My own siblings are here, some in the hearing room and some nearby. Carrie, Megan, Eileen, Amanda, Vivian, and Michael are my oldest and dearest friends. We’ve seen each other through both the happy and hard parts of life, and I am so grateful that they are with me now.

My parents, Mike and Linda Coney, are watching from their New Orleans home. My father was a lawyer and my mother was a teacher, which explains how I ended up as a law professor. More important, my parents modeled for me and my six siblings a life of service, principle, faith, and love. I remember preparing for a grade-school spelling bee against a boy in my class. To boost my confidence, Dad sang, “Anything boys can do, girls can do better.” At least as I remember it, I spelled my way to victory.

I received similar encouragement from the devoted teachers at St. Mary’s Dominican, my all-girls high school in New Orleans. When I went to college, it never occurred to me that anyone would consider girls to be less capable than boys. My freshman year, I took a literature class filled with upperclassmen English majors. When I did my first presentation—on Breakfast at Tiffany’s—I feared I had failed. But my professor filled me with confidence, became a mentor, and—when I graduated with a degree in English—gave me Truman Capote’s collected works.

Although I considered graduate studies in English, I decided my passion for words was better suited to deciphering statutes than novels. I was fortunate to have wonderful legal mentors—in particular, the judges for whom I clerked. The legendary Judge Laurence Silberman of the D.C. Circuit gave me my first job in the law and continues to teach me today. He was by my side during my Seventh Circuit hearing and investiture, and he is cheering me on from his living room now.

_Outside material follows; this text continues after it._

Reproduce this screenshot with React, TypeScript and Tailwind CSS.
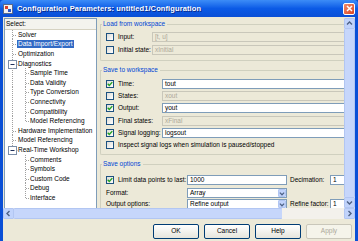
import type { ReactNode } from 'react';

type TreeRow = {
  label: string;
  level: 0 | 1;
  expander?: boolean;
  selected?: boolean;
  rootLine: 'full' | 'top' | 'none';
  childLine?: 'full' | 'top';
};

const TREE: TreeRow[] = [
  { label: 'Solver', level: 0, rootLine: 'full' },
  { label: 'Data Import/Export', level: 0, rootLine: 'full', selected: true },
  { label: 'Optimization', level: 0, rootLine: 'full' },
  { label: 'Diagnostics', level: 0, rootLine: 'full', expander: true },
  { label: 'Sample Time', level: 1, rootLine: 'full', childLine: 'full' },
  { label: 'Data Validity', level: 1, rootLine: 'full', childLine: 'full' },
  { label: 'Type Conversion', level: 1, rootLine: 'full', childLine: 'full' },
  { label: 'Connectivity', level: 1, rootLine: 'full', childLine: 'full' },
  { label: 'Compatibility', level: 1, rootLine: 'full', childLine: 'full' },
  { label: 'Model Referencing', level: 1, rootLine: 'full', childLine: 'top' },
  { label: 'Hardware Implementation', level: 0, rootLine: 'full' },
  { label: 'Model Referencing', level: 0, rootLine: 'full' },
  { label: 'Real-Time Workshop', level: 0, rootLine: 'top', expander: true },
  { label: 'Comments', level: 1, rootLine: 'none', childLine: 'full' },
  { label: 'Symbols', level: 1, rootLine: 'none', childLine: 'full' },
  { label: 'Custom Code', level: 1, rootLine: 'none', childLine: 'full' },
  { label: 'Debug', level: 1, rootLine: 'none', childLine: 'full' },
  { label: 'Interface', level: 1, rootLine: 'none', childLine: 'top' },
];

function Connector({ row }: { row: TreeRow }) {
  const w = row.level === 0 ? 13 : 25;
  const dot = { stroke: '#a0a0a0', strokeWidth: 1, strokeDasharray: '1 1' };
  return (
    <svg width={w} height="10" viewBox={`0 0 ${w} 10`} className="shrink-0 overflow-visible">
      {row.rootLine === 'full' && <line x1="7.5" y1="0" x2="7.5" y2="10" {...dot} />}
      {row.rootLine === 'top' && <line x1="7.5" y1="0" x2="7.5" y2="5" {...dot} />}
      {row.level === 0 && !row.expander && <line x1="8" y1="5.5" x2="12" y2="5.5" {...dot} />}
      {row.expander && (
        <g>
          <rect x="3.5" y="1.5" width="8" height="8" fill="white" stroke="#7b8ea8" />
          <line x1="5.5" y1="5.5" x2="9.5" y2="5.5" stroke="#1f2f5a" />
          <line x1="11.5" y1="5.5" x2="13" y2="5.5" {...dot} />
        </g>
      )}
      {row.childLine === 'full' && <line x1="20.5" y1="0" x2="20.5" y2="10" {...dot} />}
      {row.childLine === 'top' && <line x1="20.5" y1="0" x2="20.5" y2="5" {...dot} />}
      {row.level === 1 && <line x1="21" y1="5.5" x2="25" y2="5.5" {...dot} />}
    </svg>
  );
}

function Check({ on }: { on?: boolean }) {
  return (
    <span className="w-[8px] h-[8px] shrink-0 border border-[#1c5180] bg-linear-to-br from-[#dcdcd7] to-white flex items-center justify-center">
      {on && (
        <svg width="6" height="6" viewBox="0 0 6 6">
          <path d="M0.7 2.8 L2.3 4.5 L5.3 1.1" fill="none" stroke="#21a121" strokeWidth="1.4" />
        </svg>
      )}
    </span>
  );
}

function Field({ value, disabled, className }: { value: string; disabled?: boolean; className?: string }) {
  return (
    <div
      className={`h-[10px] border flex items-center px-[2px] overflow-hidden whitespace-nowrap ${
        disabled ? 'border-[#c9c7ba] bg-[#ece9d8] text-[#aca899]' : 'border-[#7f9db9] bg-white text-black'
      } ${className ?? ''}`}
    >
      {value}
    </div>
  );
}

function Chevron({ dir }: { dir: 'up' | 'down' | 'left' | 'right' }) {
  const d = {
    up: 'M1 4.5 L3.5 2 L6 4.5',
    down: 'M1 2.5 L3.5 5 L6 2.5',
    left: 'M4.5 1 L2 3.5 L4.5 6',
    right: 'M2.5 1 L5 3.5 L2.5 6',
  }[dir];
  return (
    <svg width="7" height="7" viewBox="0 0 7 7">
      <path d={d} fill="none" stroke="#4d6185" strokeWidth="1.4" />
    </svg>
  );
}

function Dropdown({ value, className }: { value: string; className?: string }) {
  return (
    <div className={`h-[10px] border border-[#7f9db9] bg-white flex items-center ${className ?? ''}`}>
      <span className="flex-1 pl-[2px] whitespace-nowrap">{value}</span>
      <span className="w-[8px] h-[8px] mr-[0.5px] bg-[#c1d3fb] border border-[#b2c6f2] rounded-[1px] flex items-center justify-center">
        <Chevron dir="down" />
      </span>
    </div>
  );
}

function CheckRow({ on, label, labelW, className, children }: { on?: boolean; label: string; labelW: string; className?: string; children?: ReactNode }) {
  return (
    <div className={`h-[10px] flex items-center ${className ?? ''}`}>
      <Check on={on} />
      <span className={`ml-[4px] shrink-0 whitespace-nowrap ${labelW}`}>{label}</span>
      {children}
    </div>
  );
}

function Group({ title, className, children }: { title: string; className?: string; children: ReactNode }) {
  return (
    <div className={className}>
      <div className="h-[8px] flex items-center">
        <span className="w-[2px] h-px bg-[#d0d0bf]" />
        <span className="pl-px pr-[2px] text-[#0046d5] whitespace-nowrap">{title}</span>
        <span className="flex-1 h-px bg-[#d0d0bf]" />
      </div>
      <div className="-mt-[4px] pt-[4px] pl-[5px] border-l border-b border-[#d0d0bf] rounded-bl-[2px]">{children}</div>
    </div>
  );
}

function Button({ label, disabled }: { label: string; disabled?: boolean }) {
  return (
    <div
      className={`w-[46px] h-[15px] rounded-[2px] border flex items-center justify-center ${
        disabled
          ? 'border-[#c9c7ba] bg-[#f5f4ea] text-[#aca899]'
          : 'border-[#003c74] bg-linear-to-b from-white to-[#e6e5dc] text-black'
      }`}
    >
      {label}
    </div>
  );
}

function TitleBar() {
  return (
    <div className="h-[17px] shrink-0 flex items-center bg-linear-to-b from-[#3c8cf7] via-[#0b5ae6] to-[#0a4fd6] rounded-t-[4px]">
      <svg width="10" height="10" viewBox="0 0 10 10" className="ml-[3px] shrink-0">
        <rect x="0.5" y="0.5" width="9" height="9" fill="#f2f2f2" stroke="#5a6a8a" />
        <rect x="2" y="2" width="3" height="3" fill="#d8402a" />
        <rect x="5" y="5" width="3" height="3" fill="#2a55c8" />
      </svg>
      <span className="ml-[4px] text-white font-bold text-[7.5px] tracking-[0.1px] whitespace-nowrap [text-shadow:1px_1px_0_#0a2a8a]">
        Configuration Parameters: untitled1/Configuration
      </span>
      <span className="flex-1" />
      <span className="w-[12px] h-[12px] mr-[3px] rounded-[2px] border border-white bg-linear-to-br from-[#f08a6a] to-[#d9421f] flex items-center justify-center">
        <svg width="7" height="7" viewBox="0 0 7 7">
          <path d="M1 1 L6 6 M6 1 L1 6" stroke="white" strokeWidth="1.5" />
        </svg>
      </span>
    </div>
  );
}

export default function App() {
  return (
    <div className="w-[358px] h-[241px] overflow-hidden flex flex-col bg-[#0a4fd6] font-['Liberation_Sans',Arial,sans-serif] text-[6.5px] leading-none text-black">
      <TitleBar />
      <div className="flex flex-1 min-h-0">
        <div className="w-[3px] shrink-0 bg-[#0a4fd6]" />
        <div className="w-[352px] flex flex-col bg-[#ece9d8]">
          <div className="h-[1px] shrink-0" />
          {/* panes */}
          <div className="h-[190px] shrink-0 flex">
            {/* tree */}
            <div className="ml-px w-[93px] shrink-0 border border-[#7f9db9] border-b-0 bg-white overflow-hidden">
              <div className="h-[11px] flex items-center pl-px bg-[#f4f3ee] border-b border-[#d6d2c2]">Select:</div>
              {TREE.map((row, i) => (
                <div key={i} className="h-[9.6px] flex items-center">
                  <Connector row={row} />
                  <span
                    className={`whitespace-nowrap px-px leading-[8px] -ml-px ${
                      row.selected ? 'bg-[#316ac5] text-white' : ''
                    }`}
                  >
                    {row.label}
                  </span>
                </div>
              ))}
            </div>
            {/* settings */}
            <div className="w-[247px] shrink-0 overflow-hidden">
              <div className="w-[320px] pl-[3px]">
                <Group title="Load from workspace" className="mt-[2px]">
                  <CheckRow label="Input:" labelW="w-[34px]" className="mt-[4px]">
                    <Field value="[t, u]" disabled className="flex-1" />
                  </CheckRow>
                  <CheckRow label="Initial state:" labelW="w-[34px]" className="mt-[3px] mb-[5px]">
                    <Field value="xInitial" disabled className="flex-1" />
                  </CheckRow>
                </Group>
                <Group title="Save to workspace" className="mt-[5px]">
                  <CheckRow on label="Time:" labelW="w-[44px]" className="mt-[5px]">
                    <Field value="tout" className="flex-1" />
                  </CheckRow>
                  <CheckRow label="States:" labelW="w-[44px]" className="mt-[2px]">
                    <Field value="xout" disabled className="flex-1" />
                  </CheckRow>
                  <CheckRow on label="Output:" labelW="w-[44px]" className="mt-[2px]">
                    <Field value="yout" className="flex-1" />
                  </CheckRow>
                  <CheckRow label="Final states:" labelW="w-[44px]" className="mt-[3px]">
                    <Field value="xFinal" disabled className="flex-1" />
                  </CheckRow>
                  <CheckRow on label="Signal logging:" labelW="w-[44px]" className="mt-[2px]">
                    <Field value="logsout" className="flex-1" />
                  </CheckRow>
                  <CheckRow
                    label="Inspect signal logs when simulation is paused/stopped"
                    labelW=""
                    className="mt-[2px] mb-[4px]"
                  />
                </Group>
                <Group title="Save options" className="mt-[5px]">
                  <CheckRow on label="Limit data points to last:" labelW="w-[69px]" className="mt-[7px]">
                    <Field value="1000" className="w-[100px] shrink-0" />
                    <span className="ml-[3px] w-[40px] shrink-0">Decimation:</span>
                    <Field value="1" className="w-[30px] shrink-0" />
                  </CheckRow>
                  <div className="mt-[3px] h-[10px] flex items-center">
                    <span className="w-[81px] shrink-0">Format:</span>
                    <Dropdown value="Array" className="w-[100px] shrink-0" />
                  </div>
                  <div className="mt-[1px] h-[10px] flex items-center">
                    <span className="w-[81px] shrink-0">Output options:</span>
                    <Dropdown value="Refine output" className="w-[100px] shrink-0" />
                    <span className="ml-[3px] w-[40px] shrink-0">Refine factor:</span>
                    <Field value="1" className="w-[30px] shrink-0" />
                  </div>
                </Group>
              </div>
            </div>
            {/* vertical scrollbar */}
            <div className="w-[11px] shrink-0 flex flex-col bg-[#f3f1ec]">
              <div className="h-[11px] shrink-0 bg-[#c1d3fb] border border-[#b2c6f2] rounded-[1px] flex items-center justify-center">
                <Chevron dir="up" />
              </div>
              <div className="flex-1 bg-[#c6d6fb] border-x border-[#b2c6f2] rounded-[1px]" />
              <div className="h-[11px] shrink-0 bg-[#c1d3fb] border border-[#b2c6f2] rounded-[1px] flex items-center justify-center">
                <Chevron dir="down" />
              </div>
            </div>
          </div>
          {/* horizontal scrollbar */}
          <div className="h-[11px] shrink-0 flex bg-[#f3f1ec]">
            <div className="w-[11px] shrink-0 bg-[#c1d3fb] border border-[#b2c6f2] rounded-[1px] flex items-center justify-center">
              <Chevron dir="left" />
            </div>
            <div className="w-[268px] shrink-0 bg-[#c6d6fb] border-y border-[#b2c6f2] rounded-[1px]" />
            <div className="flex-1" />
            <div className="w-[11px] shrink-0 bg-[#c1d3fb] border border-[#b2c6f2] rounded-[1px] flex items-center justify-center">
              <Chevron dir="right" />
            </div>
          </div>
          {/* buttons */}
          <div className="flex-1 flex justify-end gap-[5px] pt-[5px] pr-[3px]">
            <Button label="OK" />
            <Button label="Cancel" />
            <Button label="Help" />
            <Button label="Apply" disabled />
          </div>
        </div>
        <div className="w-[3px] shrink-0 bg-[#0a4fd6]" />
      </div>
    </div>
  );
}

I also clerked for Justice Scalia, and like many law students, I felt like I knew the justice before I ever met him, because I had read so many of his colorful, accessible opinions. More than the style of his writing, though, it was the content of Justice Scalia’s reasoning that shaped me. His judicial philosophy was straightforward: A judge must apply the law as written, not as the judge wishes it were. Sometimes that approach meant reaching results that he did not like. But as he put it in one of his best known opinions, that is what it means to say we have a government of laws, not of men.